### Given material
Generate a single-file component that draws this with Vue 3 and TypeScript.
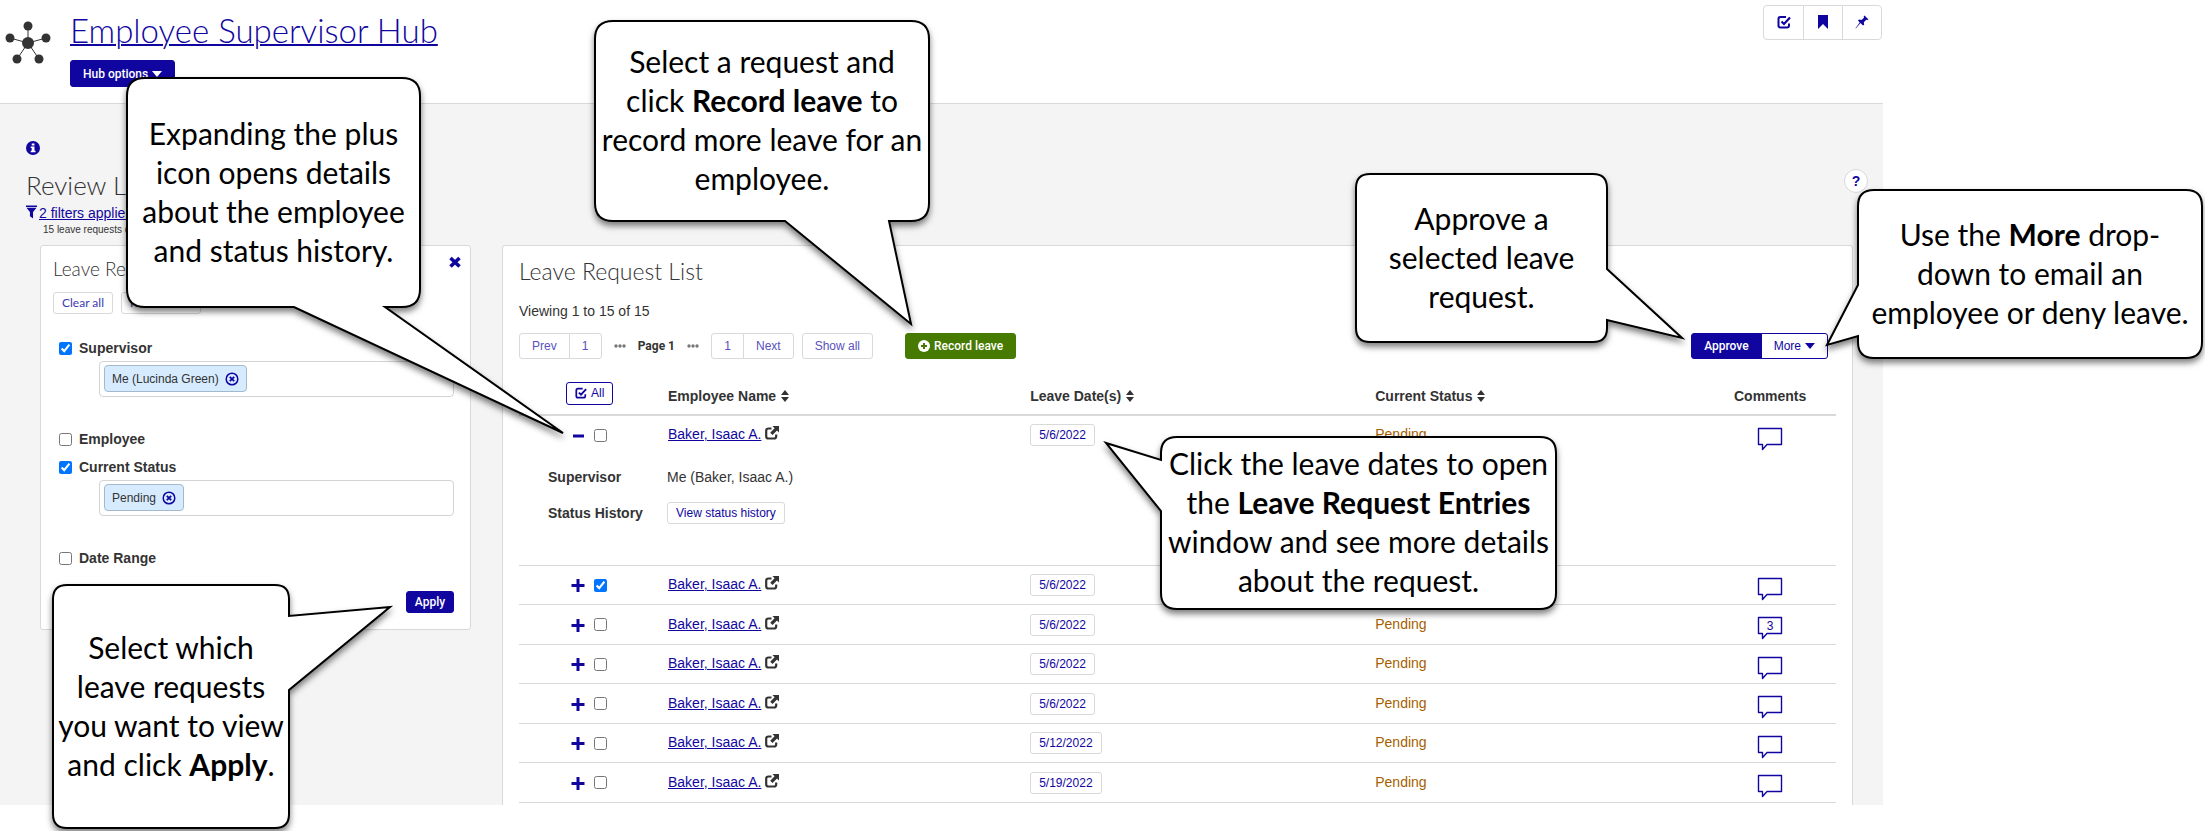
<script setup lang="ts">
import { ref } from 'vue'

interface LeaveRequest {
  id: number
  name: string
  date: string
  status: string
  comments: string
  selected: boolean
  expanded: boolean
}

interface Segment {
  text: string
  bold?: boolean
}

interface Point {
  x: number
  y: number
}

interface Callout {
  id: string
  left: number
  top: number
  width: number
  height: number
  radius: number
  side: 'bottom' | 'left' | 'right'
  from: number
  to: number
  tip: Point
  lines: Segment[][]
}

const dates = ['5/6/2022', '5/6/2022', '5/6/2022', '5/6/2022', '5/6/2022', '5/12/2022', '5/19/2022']

const requests = ref<LeaveRequest[]>(
  dates.map((date, i) => ({
    id: i,
    name: 'Baker, Isaac A.',
    date,
    status: 'Pending',
    comments: i === 2 ? '3' : '',
    selected: i === 1,
    expanded: i === 0,
  })),
)

const supervisorOn = ref(true)
const employeeOn = ref(false)
const statusOn = ref(true)
const dateRangeOn = ref(false)

const columns = ['Employee Name', 'Leave Date(s)', 'Current Status']

// Tail anchors and tips are relative to the callout box's own top left corner.
const callouts: Callout[] = [
  {
    id: 'expand', left: 127, top: 78, width: 293, height: 229, radius: 18,
    side: 'bottom', from: 167, to: 258, tip: { x: 436, y: 355 },
    lines: [
      [{ text: 'Expanding the plus' }],
      [{ text: 'icon opens details' }],
      [{ text: 'about the employee' }],
      [{ text: 'and status history.' }],
    ],
  },
  {
    id: 'record', left: 595, top: 21, width: 334, height: 200, radius: 18,
    side: 'bottom', from: 190, to: 294, tip: { x: 316, y: 303 },
    lines: [
      [{ text: 'Select a request and' }],
      [{ text: 'click ' }, { text: 'Record leave', bold: true }, { text: ' to' }],
      [{ text: 'record more leave for an' }],
      [{ text: 'employee.' }],
    ],
  },
  {
    id: 'approve', left: 1356, top: 174, width: 251, height: 168, radius: 14,
    side: 'right', from: 95, to: 146, tip: { x: 326, y: 164 },
    lines: [
      [{ text: 'Approve a' }],
      [{ text: 'selected leave' }],
      [{ text: 'request.' }],
    ],
  },
  {
    id: 'more', left: 1858, top: 190, width: 344, height: 168, radius: 16,
    side: 'left', from: 95, to: 146, tip: { x: -31, y: 155 },
    lines: [
      [{ text: 'Use the ' }, { text: 'More', bold: true }, { text: ' drop-' }],
      [{ text: 'down to email an' }],
      [{ text: 'employee or deny leave.' }],
    ],
  },
  {
    id: 'dates', left: 1161, top: 437, width: 395, height: 172, radius: 16,
    side: 'left', from: 23, to: 74, tip: { x: -55, y: 6 },
    lines: [
      [{ text: 'Click the leave dates to open' }],
      [{ text: 'the ' }, { text: 'Leave Request Entries', bold: true }],
      [{ text: 'window and see more details' }],
      [{ text: 'about the request.' }],
    ],
  },
  {
    id: 'apply', left: 53, top: 585, width: 236, height: 243, radius: 14,
    side: 'right', from: 31, to: 105, tip: { x: 337, y: 22 },
    lines: [
      [{ text: 'Select which' }],
      [{ text: 'leave requests' }],
      [{ text: 'you want to view' }],
      [{ text: 'and click ' }, { text: 'Apply', bold: true }, { text: '.' }],
    ],
  },
]

function outline(c: Callout): string {
  const { width: w, height: h, radius: r, tip } = c
  const right = c.side === 'right' ? `V${c.from} L${tip.x} ${tip.y} L${w} ${c.to}` : ''
  const bottom = c.side === 'bottom' ? `H${c.to} L${tip.x} ${tip.y} L${c.from} ${h}` : ''
  const left = c.side === 'left' ? `V${c.to} L${tip.x} ${tip.y} L0 ${c.from}` : ''
  return [
    `M${r} 0 H${w - r} Q${w} 0 ${w} ${r}`, right,
    `V${h - r} Q${w} ${h} ${w - r} ${h}`, bottom,
    `H${r} Q0 ${h} 0 ${h - r}`, left,
    `V${r} Q0 0 ${r} 0 Z`,
  ].join(' ')
}

function box(c: Callout) {
  return { left: `${c.left}px`, top: `${c.top}px`, width: `${c.width}px`, height: `${c.height}px` }
}
</script>

<template>
  <div class="screen">
    <div class="page">
      <header class="hub-header">
        <svg class="hub-logo" viewBox="0 0 46 44" aria-hidden="true">
          <path d="M23 22V5M23 22L5 17M23 22l18-5M23 22L12 38M23 22l11 16" stroke="#333" />
          <g fill="#333">
            <circle cx="23" cy="22" r="6" />
            <circle cx="23" cy="5" r="4.5" />
            <circle cx="5" cy="17" r="4.5" />
            <circle cx="41" cy="17" r="4.5" />
            <circle cx="12" cy="38" r="4.5" />
            <circle cx="34" cy="38" r="4.5" />
          </g>
        </svg>
        <div class="hub-main">
          <h1><a href="#hub">Employee Supervisor Hub</a></h1>
          <button type="button" class="btn solid hub-options">
            Hub options
            <svg class="caret" viewBox="0 0 10 6"><path d="M0 0h10L5 6z" /></svg>
          </button>
        </div>
        <div class="tools">
          <button type="button" aria-label="Tasks">
            <svg viewBox="0 0 14 14">
              <path d="M9 2H3.500Q1.500 2 1.500 4v6.500q0 2 2 2H10q2 0 2-2V8.500" fill="none" stroke="currentColor" stroke-width="2" />
              <path d="M4.500 6.500L7 9l6-6.500" fill="none" stroke="currentColor" stroke-width="2.200" />
            </svg>
          </button>
          <button type="button" aria-label="Bookmark">
            <svg viewBox="0 0 14 14"><path d="M2 0h10v14L7 9l-5 5z" fill="currentColor" /></svg>
          </button>
          <button type="button" aria-label="Pin">
            <svg viewBox="0 0 14 14">
              <path d="M9.500 0.500l4 4-1.200.6-1-.3-2.500 2.500.4 2.500-1.200.8-2.500-2.600L.8 13.400l-.3-.2L4.700 7.500 3 5.600l1-1 2.500.3L9 2.700 8.700 1.500z" fill="currentColor" />
            </svg>
          </button>
        </div>
      </header>

      <main class="workspace">
        <div class="info-row">
          <svg class="info" viewBox="0 0 14 14" aria-hidden="true">
            <circle cx="7" cy="7" r="7" fill="#10069f" />
            <path d="M5.700 2.500h2.800v2H5.700zM4.700 5.500h3.800v4.200h1v1.600H4.700V9.700h1V7.100h-1z" fill="#fff" />
          </svg>
          <button type="button" class="help" aria-label="Help">?</button>
        </div>
        <h2>Review Leave</h2>
        <p class="filters-line">
          <svg class="funnel" viewBox="0 0 12 14" aria-hidden="true">
            <path d="M0 0h12v1.600H0zM0.500 2.400h11L7.700 7v7L4.300 11.500V7z" fill="#10069f" />
          </svg>
          <a href="#filters">2 filters applied</a>
        </p>
        <p class="count">15 leave requests displayed</p>

        <div class="columns">
          <section class="panel filter">
            <div class="filter-head">
              <h3>Leave Request Filter</h3>
              <button type="button" class="close" aria-label="Close">
                <svg viewBox="0 0 12 12"><path d="M1.500 2l9 8.500M10.500 2l-9 8.500" stroke="currentColor" stroke-width="3.600" /></svg>
              </button>
            </div>
            <div class="filter-actions">
              <button type="button" class="btn light">Clear all</button>
              <button type="button" class="btn light">Reset filters</button>
            </div>
            <label class="check"><input v-model="supervisorOn" type="checkbox">Supervisor</label>
            <div class="tokens">
              <span class="token">Me (Lucinda Green)
                <button type="button" aria-label="Remove supervisor">
                  <svg viewBox="0 0 14 14"><circle cx="7" cy="7" r="5.800" fill="none" stroke="currentColor" stroke-width="1.500" /><path d="M4.800 4.800l4.400 4.400M9.200 4.800L4.800 9.200" stroke="currentColor" stroke-width="1.800" /></svg>
                </button>
              </span>
            </div>
            <label class="check"><input v-model="employeeOn" type="checkbox">Employee</label>
            <label class="check second"><input v-model="statusOn" type="checkbox">Current Status</label>
            <div class="tokens">
              <span class="token">Pending
                <button type="button" aria-label="Remove status">
                  <svg viewBox="0 0 14 14"><circle cx="7" cy="7" r="5.800" fill="none" stroke="currentColor" stroke-width="1.500" /><path d="M4.800 4.800l4.400 4.400M9.200 4.800L4.800 9.200" stroke="currentColor" stroke-width="1.800" /></svg>
                </button>
              </span>
            </div>
            <label class="check"><input v-model="dateRangeOn" type="checkbox">Date Range</label>
            <div class="apply-row"><button type="button" class="btn solid small">Apply</button></div>
          </section>

          <section class="panel list">
            <h3>Leave Request List</h3>
            <p class="viewing">Viewing 1 to 15 of 15</p>
            <div class="toolbar">
              <div class="group">
                <button type="button" class="btn pale">Prev</button>
                <button type="button" class="btn pale num">1</button>
              </div>
              <svg class="dots" viewBox="0 0 12 4"><circle cx="2" cy="2" r="1.700" /><circle cx="6" cy="2" r="1.700" /><circle cx="10" cy="2" r="1.700" /></svg>
              <strong class="current">Page 1</strong>
              <svg class="dots" viewBox="0 0 12 4"><circle cx="2" cy="2" r="1.700" /><circle cx="6" cy="2" r="1.700" /><circle cx="10" cy="2" r="1.700" /></svg>
              <div class="group">
                <button type="button" class="btn pale num">1</button>
                <button type="button" class="btn pale">Next</button>
              </div>
              <button type="button" class="btn pale show-all">Show all</button>
              <button type="button" class="btn green">
                <svg class="plus-circle" viewBox="0 0 12 12"><circle cx="6" cy="6" r="6" fill="#fff" /><path d="M6 3v6M3 6h6" stroke="#467a00" stroke-width="2" /></svg>
                Record leave
              </button>
              <div class="group actions">
                <button type="button" class="btn solid">Approve</button>
                <button type="button" class="btn outline">
                  More
                  <svg class="caret" viewBox="0 0 10 6"><path d="M0 0h10L5 6z" /></svg>
                </button>
              </div>
            </div>

            <table>
              <colgroup>
                <col class="c-select"><col class="c-name"><col class="c-date"><col class="c-status"><col class="c-comments">
              </colgroup>
              <thead>
                <tr>
                  <th class="select">
                    <button type="button" class="btn outline all">
                      <svg viewBox="0 0 14 14">
                        <path d="M9 2H3.500Q1.500 2 1.500 4v6.500q0 2 2 2H10q2 0 2-2V8.500" fill="none" stroke="currentColor" stroke-width="2" />
                        <path d="M4.500 6.500L7 9l6-6.500" fill="none" stroke="currentColor" stroke-width="2.200" />
                      </svg>
                      All
                    </button>
                  </th>
                  <th v-for="column in columns" :key="column">
                    {{ column }}
                    <svg class="sort" viewBox="0 0 8 12"><path d="M0 5l4-5 4 5zM0 7h8l-4 5z" /></svg>
                  </th>
                  <th class="center">Comments</th>
                </tr>
              </thead>
              <tbody>
                <template v-for="request in requests" :key="request.id">
                  <tr :class="{ open: request.expanded }">
                    <td class="select">
                      <button type="button" class="toggle" :aria-label="request.expanded ? 'Collapse' : 'Expand'" @click="request.expanded = !request.expanded">
                        <svg viewBox="0 0 14 14">
                          <path v-if="request.expanded" d="M2 8h11" stroke="currentColor" stroke-width="3" />
                          <path v-else d="M7 1v13M0.500 7.500h13" stroke="currentColor" stroke-width="3" />
                        </svg>
                      </button>
                      <input v-model="request.selected" type="checkbox" :aria-label="`Select ${request.name} ${request.date}`">
                    </td>
                    <td class="name">
                      <a href="#employee">{{ request.name }}</a>
                      <svg class="external" viewBox="0 0 14 14">
                        <path d="M6.500 2.500H3.500Q1.200 2.500 1.200 4.800v5.400q0 2.300 2.300 2.300h5.400q2.300 0 2.300-2.300V8.500" fill="none" stroke="#333" stroke-width="2.200" />
                        <path d="M7.500 0H14v6.500l-2-2-4.500 4.500-2.300-2.300L9.600 2.200z" fill="#333" />
                      </svg>
                    </td>
                    <td><button type="button" class="btn plain">{{ request.date }}</button></td>
                    <td class="status">{{ request.status }}</td>
                    <td class="center">
                      <button type="button" class="comment" aria-label="Comments">
                        <svg viewBox="0 0 26 24"><path d="M1.500 1.500h23v16H10l-4.500 5v-5h-4z" fill="none" stroke="currentColor" stroke-width="1.400" stroke-linejoin="round" /></svg>
                        <span>{{ request.comments }}</span>
                      </button>
                    </td>
                  </tr>
                  <tr v-if="request.expanded" class="details">
                    <td colspan="5">
                      <dl>
                        <dt>Supervisor</dt><dd>Me (Baker, Isaac A.)</dd>
                        <dt>Status History</dt><dd><button type="button" class="btn plain">View status history</button></dd>
                      </dl>
                    </td>
                  </tr>
                </template>
              </tbody>
            </table>
          </section>
        </div>
      </main>
    </div>

    <aside v-for="c in callouts" :key="c.id" class="callout" :style="box(c)">
      <svg class="bubble" aria-hidden="true"><path :d="outline(c)" /></svg>
      <p>
        <span v-for="(line, i) in c.lines" :key="i" class="line">
          <template v-for="(part, j) in line" :key="j"><b v-if="part.bold">{{ part.text }}</b><template v-else>{{ part.text }}</template></template>
        </span>
      </p>
    </aside>
  </div>
</template>

<style>
body {
  margin: 0;
  background: #fff;
}
</style>

<style scoped>
* {
  box-sizing: border-box;
}
.screen {
  position: relative;
  overflow: hidden;
  padding-bottom: 26px;
  font: 14px/20px "Liberation Sans", Arial, sans-serif;
  color: #333;
}
.page {
  margin-right: 322px;
}
h1, h2, h3, p, dl, dd {
  margin: 0;
}
h1, h2, h3 {
  font-family: Lato, sans-serif;
  font-weight: 300;
}
a {
  color: #10069f;
}
svg {
  display: block;
  flex: none;
}
button {
  font: inherit;
  cursor: pointer;
}
input[type="checkbox"] {
  width: 13px;
  height: 13px;
  margin: 0;
  accent-color: #0075ff;
}
.hub-header {
  display: flex;
  align-items: flex-start;
  height: 104px;
  border-bottom: 1px solid #d9d9d9;
}
.hub-logo {
  width: 46px;
  height: 44px;
  margin: 21px 19px 0 5px;
}
.hub-main {
  flex: 1;
  padding-top: 10px;
}
h1 {
  font-size: 33px;
  line-height: 40px;
}
h1 a {
  text-decoration-thickness: 2px;
}
.btn {
  display: inline-flex;
  align-items: center;
  justify-content: center;
  gap: 4px;
  height: 26px;
  padding: 0 12px;
  border: 1px solid #d9d9d9;
  border-radius: 3px;
  background: #fff;
  color: #10069f;
  font-size: 12px;
  line-height: 16px;
  white-space: nowrap;
}
.btn.solid, .btn.green {
  padding: 0 12px;
  border-color: #10069f;
  background: #10069f;
  color: #fff;
  font-family: Roboto, "Liberation Sans", sans-serif;
  font-weight: 500;
}
.btn.green {
  margin-left: 32px;
  border-color: #467a00;
  background: #467a00;
}
.btn.outline {
  border-color: #10069f;
}
.btn.pale {
  color: #5951bd;
}
.btn.small, .btn.plain, .btn.light {
  height: 22px;
  padding: 0 8px;
}
.btn.light {
  color: #4038b2;
  font-family: Lato, sans-serif;
}
.btn.hub-options {
  height: 27px;
  margin-top: 10px;
}
.caret {
  width: 10px;
  height: 6px;
  fill: currentColor;
}
.tools {
  display: flex;
  margin: 5px 1px 0 0;
  border: 1px solid #d9d9d9;
  border-radius: 4px;
}
.tools button {
  display: grid;
  place-items: center;
  width: 39px;
  height: 33px;
  padding: 0 0 2px;
  border: 0;
  background: none;
  color: #10069f;
}
.tools button + button {
  border-left: 1px solid #d9d9d9;
}
.tools svg {
  width: 14px;
  height: 14px;
}
.workspace {
  padding: 37px 30px 0 26px;
  background: #f4f4f4;
}
.info-row {
  display: flex;
  justify-content: space-between;
  height: 29px;
}
.info {
  width: 14px;
  height: 14px;
}
.help {
  width: 24px;
  height: 24px;
  margin: 28px -15px 0 0;
  padding: 0;
  border: 1px solid #d9d9d9;
  border-radius: 50%;
  background: #fff;
  color: #10069f;
  font-weight: 700;
}
h2 {
  font-size: 26px;
  line-height: 30px;
}
.filters-line {
  display: flex;
  align-items: center;
  gap: 2px;
  height: 22px;
  padding-top: 2px;
}
.filters-line a {
  padding-top: 2px;
}
.funnel {
  width: 11px;
  height: 14px;
}
.count {
  padding: 2px 0 0 17px;
  font-size: 10px;
  line-height: 12px;
}
.columns {
  display: flex;
  align-items: flex-start;
  gap: 31px;
  padding: 9px 0 0 14px;
}
.panel {
  border: 1px solid #d9d9d9;
  border-radius: 3px;
  background: #fff;
}
.filter {
  flex: none;
  width: 431px;
  padding: 12px 16px 16px 12px;
}
.filter-head {
  display: flex;
  justify-content: space-between;
}
.filter h3 {
  font-size: 19px;
  line-height: 22px;
}
.close {
  width: 12px;
  height: 12px;
  margin: -2px -7px 0 0;
  padding: 0;
  border: 0;
  background: none;
  color: #10069f;
}
.filter-actions {
  display: flex;
  gap: 8px;
  padding: 12px 0 26px;
}
.check {
  display: flex;
  align-items: center;
  gap: 7px;
  height: 16px;
  margin-left: 6px;
  font-weight: 700;
}
.check.second {
  margin-top: 12px;
}
.tokens {
  height: 36px;
  margin: 5px 0 34px 46px;
  padding: 3px 4px;
  border: 1px solid #d3d3d3;
  border-radius: 4px;
}
.token {
  display: inline-flex;
  align-items: center;
  gap: 6px;
  height: 27px;
  padding: 0 7px;
  border: 1px solid #a3bace;
  border-radius: 4px;
  background: #d7ebff;
  font-size: 12px;
}
.token button {
  padding: 0;
  border: 0;
  background: none;
  color: #10069f;
}
.token svg {
  width: 14px;
  height: 14px;
}
.apply-row {
  display: flex;
  justify-content: flex-end;
  padding-top: 25px;
}
.apply-row .btn {
  width: 48px;
}
.list {
  flex: 1;
  padding: 11px 16px 2px;
  border-bottom: 0;
  border-radius: 3px 3px 0 0;
}
.list h3 {
  font-size: 23px;
  line-height: 28px;
}
.viewing {
  padding: 16px 0 12px;
}
.toolbar {
  display: flex;
  align-items: center;
  height: 26px;
}
.group {
  display: flex;
}
.group .btn:first-child {
  border-radius: 3px 0 0 3px;
}
.group .btn:last-child {
  margin-left: -1px;
  border-radius: 0 3px 3px 0;
}
.num {
  width: 33px;
}
.dots {
  width: 12px;
  height: 4px;
  margin: 0 12px;
  fill: #777;
}
.current {
  font: 700 12px/16px Roboto, "Liberation Sans", sans-serif;
}
.show-all {
  margin-left: 8px;
}
.plus-circle {
  width: 12px;
  height: 12px;
}
.actions {
  margin: 0 8px 0 auto;
}
table {
  width: 100%;
  margin-top: 17px;
  border-spacing: 0;
  table-layout: fixed;
}
.c-select { width: 141px; }
.c-name { width: 27.5%; }
.c-date { width: 26.2%; }
.c-comments { width: 10%; }
th, td {
  height: 40px;
  padding: 0 8px;
  border-bottom: 1px solid #d9d9d9;
  text-align: left;
}
tr:nth-child(odd) td {
  height: 39px;
}
th {
  border-bottom: 2px solid #d9d9d9;
  padding-top: 1px;
}
.sort {
  display: inline-block;
  width: 8px;
  height: 12px;
  margin-left: 1px;
  vertical-align: -1px;
  fill: #333;
}
.center {
  text-align: center;
}
.select {
  padding: 0 0 2px 47px;
}
th.select {
  padding-bottom: 4px;
}
td.name, td.status {
  padding-bottom: 2px;
}
.all {
  height: 23px;
  padding: 0 8px;
  font-weight: 400;
}
.all svg {
  width: 12px;
  height: 12px;
}
.toggle {
  display: inline-block;
  width: 14px;
  height: 14px;
  margin: 0 9px 0 5px;
  padding: 0;
  border: 0;
  background: none;
  color: #10069f;
  vertical-align: middle;
}
td.select input {
  vertical-align: middle;
}
.external {
  display: inline-block;
  width: 14px;
  height: 14px;
  margin-left: 4px;
  vertical-align: -1px;
}
td .btn {
  vertical-align: middle;
}
.status {
  color: #a65f00;
}
.comment {
  position: relative;
  width: 26px;
  height: 24px;
  margin-top: 7px;
  padding: 0;
  border: 0;
  background: none;
  color: #10069f;
  vertical-align: middle;
}
.comment svg {
  width: 26px;
  height: 24px;
}
.comment span {
  position: absolute;
  inset: 2px 0 auto;
  font-size: 12px;
  line-height: 16px;
}
tr.open td {
  height: 38px;
  border-bottom: 0;
}
tr.details td {
  height: 112px;
  padding: 13px 0 0 29px;
  vertical-align: top;
}
dl {
  display: grid;
  grid-template-columns: 119px 1fr;
  row-gap: 15px;
  align-items: center;
}
dt {
  font-weight: 700;
}
.callout {
  position: absolute;
  display: grid;
  place-items: center;
}
.bubble {
  position: absolute;
  inset: 0;
  width: 100%;
  height: 100%;
  overflow: visible;
  filter: drop-shadow(0 4px 3px rgba(0, 0, 0, 0.5));
}
.bubble path {
  fill: #fff;
  stroke: #000;
  stroke-width: 2px;
}
.callout p {
  position: relative;
  padding-bottom: 2px;
  color: #000;
  font: 30px/39px Lato, sans-serif;
  text-align: center;
}
.line {
  display: block;
  white-space: nowrap;
}
</style>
######
- Challenge
Starting with the first line of the data above and ending with the line containing "const dateRangeOn = ref(false)", please restate every line exactly, leaving images out.

- Worked answer
Generate a single-file component that draws this with Vue 3 and TypeScript.
<script setup lang="ts">
import { ref } from 'vue'

interface LeaveRequest {
  id: number
  name: string
  date: string
  status: string
  comments: string
  selected: boolean
  expanded: boolean
}

interface Segment {
  text: string
  bold?: boolean
}

interface Point {
  x: number
  y: number
}

interface Callout {
  id: string
  left: number
  top: number
  width: number
  height: number
  radius: number
  side: 'bottom' | 'left' | 'right'
  from: number
  to: number
  tip: Point
  lines: Segment[][]
}

const dates = ['5/6/2022', '5/6/2022', '5/6/2022', '5/6/2022', '5/6/2022', '5/12/2022', '5/19/2022']

const requests = ref<LeaveRequest[]>(
  dates.map((date, i) => ({
    id: i,
    name: 'Baker, Isaac A.',
    date,
    status: 'Pending',
    comments: i === 2 ? '3' : '',
    selected: i === 1,
    expanded: i === 0,
  })),
)

const supervisorOn = ref(true)
const employeeOn = ref(false)
const statusOn = ref(true)
const dateRangeOn = ref(false)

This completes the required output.